イカの内臓を取り除いて干したスルメは胃で膨張して、食道や胃、腸に詰まってしまう恐れがあります。また塩分も多いので、犬に与えるのはやめましょう。
5.タコ
エビ、カニ、イカと同じくチアミナーゼを含み、生のまま与えるとビタミンB1欠乏症になる可能性があります。加熱したタコは少量なら与えてもOKですが、やはり消化が悪いので、犬にあえて食べさせなくてもいい食材です。
6.あわび
中には加熱して少量ならOKとされている貝(牡蠣やしじみなど)もありますが、貝類は消化不良を起こしやすいので基本的には犬に与えない方がいいです。生の貝にはチアミナーゼが含まれているので、生で与えてはいけません。

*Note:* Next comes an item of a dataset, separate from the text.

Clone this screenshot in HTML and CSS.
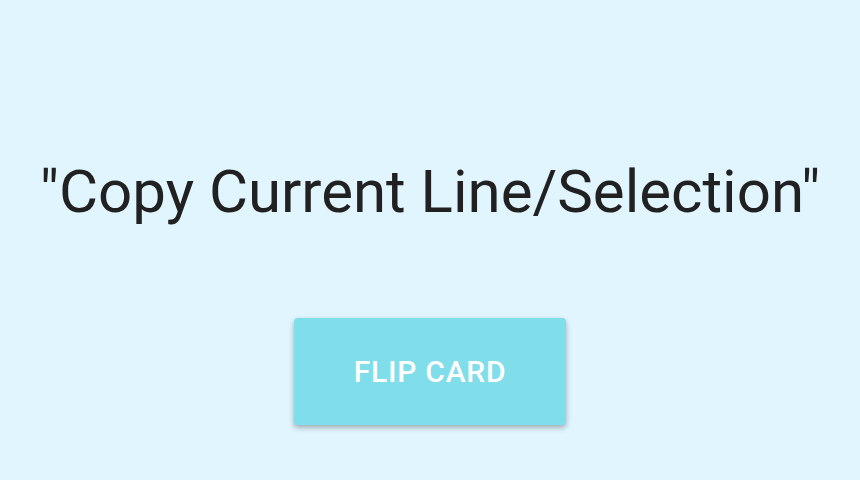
FILE: index.html
```html
<!DOCTYPE html>
<html>
<head>
<meta charset="utf-8">
<link rel="stylesheet" href="styles.css">
</head>
<body>
<main class="card">
  <h1 class="term">"Copy Current Line/Selection"</h1>
  <button class="flip">FLIP CARD</button>
</main>
</body>
</html>
```
FILE: styles.css
```css
html, body {
  margin: 0;
  padding: 0;
  width: 860px;
  height: 480px;
  background: #e1f5fe;
  font-family: Roboto, "Noto Sans", sans-serif;
  overflow: hidden;
}
.card {
  display: flex;
  flex-direction: column;
  align-items: center;
  padding-top: 156px;
}
.term {
  margin: 0;
  font-weight: 400;
  font-size: 60px;
  line-height: 72px;
  color: #212121;
  white-space: nowrap;
}
.flip {
  margin-top: 90px;
  width: 272px;
  height: 107px;
  border: none;
  border-radius: 4px;
  background: #80deea;
  color: #ffffff;
  font-family: Roboto, sans-serif;
  font-weight: 500;
  font-size: 30px;
  letter-spacing: 0.75px;
  box-shadow: 0 3px 6px rgba(0,0,0,0.2), 0 2px 4px rgba(0,0,0,0.12);
}
```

貝の中でも、あわびには特に注意が必要です。あわびの肝(中腸腺)に含まれているピロフェオホルバイドaという毒成分が光線過敏症(日光に当たると皮膚炎などを起こす)を引き起こすことがあります。主に猫がなりやすいですが、犬も注意するに越したことはありません。特に春先(2~5月)にかけて毒素が強くなるので加熱、未加熱を問わず犬に与えないようにしましょう。
もし食べてしまったら?
愛犬に食べさせるつもりはなくても、床に落ちたものを食べてしまったり、つまみ食いしてしまったりすることもあると思います。

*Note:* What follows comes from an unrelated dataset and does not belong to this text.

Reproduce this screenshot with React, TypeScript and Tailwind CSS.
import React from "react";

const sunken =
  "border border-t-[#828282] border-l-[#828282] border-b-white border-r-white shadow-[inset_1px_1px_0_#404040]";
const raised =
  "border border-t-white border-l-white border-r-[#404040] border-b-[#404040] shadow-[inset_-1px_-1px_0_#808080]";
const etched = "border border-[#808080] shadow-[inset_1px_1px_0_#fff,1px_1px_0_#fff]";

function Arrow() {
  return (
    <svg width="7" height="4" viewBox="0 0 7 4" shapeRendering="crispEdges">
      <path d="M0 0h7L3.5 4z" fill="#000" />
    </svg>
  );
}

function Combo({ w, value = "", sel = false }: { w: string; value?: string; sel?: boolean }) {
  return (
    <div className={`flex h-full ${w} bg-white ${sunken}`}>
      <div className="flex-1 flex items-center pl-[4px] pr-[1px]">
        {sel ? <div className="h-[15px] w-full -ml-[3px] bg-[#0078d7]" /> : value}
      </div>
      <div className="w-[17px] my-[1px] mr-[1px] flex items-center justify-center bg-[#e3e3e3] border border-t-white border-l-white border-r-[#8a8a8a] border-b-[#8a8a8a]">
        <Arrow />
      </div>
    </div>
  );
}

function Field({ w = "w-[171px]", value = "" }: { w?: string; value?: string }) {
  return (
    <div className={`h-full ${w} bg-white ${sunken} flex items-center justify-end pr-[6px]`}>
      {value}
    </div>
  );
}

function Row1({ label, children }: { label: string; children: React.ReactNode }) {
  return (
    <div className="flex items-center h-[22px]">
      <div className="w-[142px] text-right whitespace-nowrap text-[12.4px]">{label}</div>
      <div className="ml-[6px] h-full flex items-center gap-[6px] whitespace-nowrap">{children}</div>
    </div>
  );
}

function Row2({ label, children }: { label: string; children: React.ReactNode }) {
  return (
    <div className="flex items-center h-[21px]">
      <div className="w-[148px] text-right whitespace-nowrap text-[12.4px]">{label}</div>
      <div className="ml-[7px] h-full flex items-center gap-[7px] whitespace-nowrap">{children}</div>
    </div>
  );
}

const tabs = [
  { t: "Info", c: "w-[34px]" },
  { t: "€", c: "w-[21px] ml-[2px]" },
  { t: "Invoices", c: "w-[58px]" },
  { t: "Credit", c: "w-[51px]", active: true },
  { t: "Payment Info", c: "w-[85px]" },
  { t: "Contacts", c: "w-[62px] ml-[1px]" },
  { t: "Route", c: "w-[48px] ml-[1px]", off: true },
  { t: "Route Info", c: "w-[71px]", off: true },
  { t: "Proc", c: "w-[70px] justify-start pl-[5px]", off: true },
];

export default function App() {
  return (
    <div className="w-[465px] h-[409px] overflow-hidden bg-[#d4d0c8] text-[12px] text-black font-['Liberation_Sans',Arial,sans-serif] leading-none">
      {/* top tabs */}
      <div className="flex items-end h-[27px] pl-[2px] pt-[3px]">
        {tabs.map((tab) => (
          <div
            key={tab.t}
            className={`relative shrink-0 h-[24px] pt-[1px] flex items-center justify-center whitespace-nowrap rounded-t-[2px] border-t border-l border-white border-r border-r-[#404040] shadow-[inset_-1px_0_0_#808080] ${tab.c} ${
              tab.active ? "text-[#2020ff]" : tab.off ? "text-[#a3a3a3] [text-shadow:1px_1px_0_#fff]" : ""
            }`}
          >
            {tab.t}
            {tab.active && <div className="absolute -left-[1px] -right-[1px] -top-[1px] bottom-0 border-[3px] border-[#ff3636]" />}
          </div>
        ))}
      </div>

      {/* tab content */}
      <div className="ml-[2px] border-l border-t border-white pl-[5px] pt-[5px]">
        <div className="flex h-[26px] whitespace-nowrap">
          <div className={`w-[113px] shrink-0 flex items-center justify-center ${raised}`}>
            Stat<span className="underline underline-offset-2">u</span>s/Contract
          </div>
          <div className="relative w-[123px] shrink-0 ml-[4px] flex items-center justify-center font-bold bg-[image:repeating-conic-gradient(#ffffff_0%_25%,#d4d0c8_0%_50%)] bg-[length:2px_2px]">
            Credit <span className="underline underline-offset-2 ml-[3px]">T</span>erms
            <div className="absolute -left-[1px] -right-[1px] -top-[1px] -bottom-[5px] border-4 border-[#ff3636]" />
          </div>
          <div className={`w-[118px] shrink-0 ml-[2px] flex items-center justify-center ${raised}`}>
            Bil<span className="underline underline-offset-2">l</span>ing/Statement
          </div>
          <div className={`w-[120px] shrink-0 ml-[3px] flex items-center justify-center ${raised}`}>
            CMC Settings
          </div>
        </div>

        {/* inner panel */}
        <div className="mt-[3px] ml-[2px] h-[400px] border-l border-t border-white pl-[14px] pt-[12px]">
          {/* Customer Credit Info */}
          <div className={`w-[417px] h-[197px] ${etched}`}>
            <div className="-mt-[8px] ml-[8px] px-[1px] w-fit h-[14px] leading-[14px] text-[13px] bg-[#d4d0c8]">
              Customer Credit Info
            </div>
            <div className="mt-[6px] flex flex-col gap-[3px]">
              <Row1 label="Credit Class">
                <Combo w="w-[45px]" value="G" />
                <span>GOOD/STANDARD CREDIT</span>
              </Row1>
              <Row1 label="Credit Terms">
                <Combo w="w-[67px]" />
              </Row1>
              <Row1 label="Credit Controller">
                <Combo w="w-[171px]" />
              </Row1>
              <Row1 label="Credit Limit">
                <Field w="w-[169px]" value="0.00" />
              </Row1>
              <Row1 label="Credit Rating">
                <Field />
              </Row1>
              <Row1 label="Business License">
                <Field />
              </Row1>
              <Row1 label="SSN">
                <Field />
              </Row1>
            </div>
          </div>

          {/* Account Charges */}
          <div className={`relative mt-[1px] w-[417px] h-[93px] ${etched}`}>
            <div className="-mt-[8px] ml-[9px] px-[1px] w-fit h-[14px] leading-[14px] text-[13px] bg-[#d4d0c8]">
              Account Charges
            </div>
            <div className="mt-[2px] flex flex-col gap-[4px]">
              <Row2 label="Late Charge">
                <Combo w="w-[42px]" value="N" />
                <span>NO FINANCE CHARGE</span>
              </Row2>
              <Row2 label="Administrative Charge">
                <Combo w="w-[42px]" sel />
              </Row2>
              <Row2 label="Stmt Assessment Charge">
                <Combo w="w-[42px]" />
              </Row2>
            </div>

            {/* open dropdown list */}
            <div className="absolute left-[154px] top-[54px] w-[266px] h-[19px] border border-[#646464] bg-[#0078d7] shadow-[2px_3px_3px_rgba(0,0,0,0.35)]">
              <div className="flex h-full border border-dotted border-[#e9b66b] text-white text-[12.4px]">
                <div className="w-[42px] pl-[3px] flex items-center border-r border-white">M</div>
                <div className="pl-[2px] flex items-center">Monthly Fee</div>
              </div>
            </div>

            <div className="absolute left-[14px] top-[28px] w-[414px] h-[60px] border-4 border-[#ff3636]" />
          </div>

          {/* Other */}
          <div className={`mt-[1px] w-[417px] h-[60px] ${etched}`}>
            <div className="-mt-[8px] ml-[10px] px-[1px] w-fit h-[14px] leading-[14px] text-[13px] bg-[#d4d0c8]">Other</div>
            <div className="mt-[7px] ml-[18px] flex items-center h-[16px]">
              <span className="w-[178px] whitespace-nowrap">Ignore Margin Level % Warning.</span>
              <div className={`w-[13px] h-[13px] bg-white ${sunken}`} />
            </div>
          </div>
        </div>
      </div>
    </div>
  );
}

もし愛犬がご紹介した魚介類を食べて下痢や嘔吐、元気消失などが見られる場合や大量に食べてしまった場合、心配な場合は、早めに動物病院へ連れて行くか、電話で相談をしましょう。その際は『いつ』『何を』『どのくらい』食べたのかを伝えることが重要です。
まとめ
今回は、犬に食べさせてはいけない『魚介類』を6つご紹介しました。おいしい魚介類が食卓に出ると愛犬にも味わわせてあげたくなりますが、ご紹介した魚介類は与えないようにしましょう。エビやカニなど加熱し少量であれば犬に与えてもOKとされているものもありますが、消化が悪く下痢や嘔吐に繋がる場合もありますので、慎重に与えるようにしてください。
もしご紹介した魚介類を食べて愛犬の具合が悪くなった場合などは、早めに動物病院を受診または電話で相談をしましょう。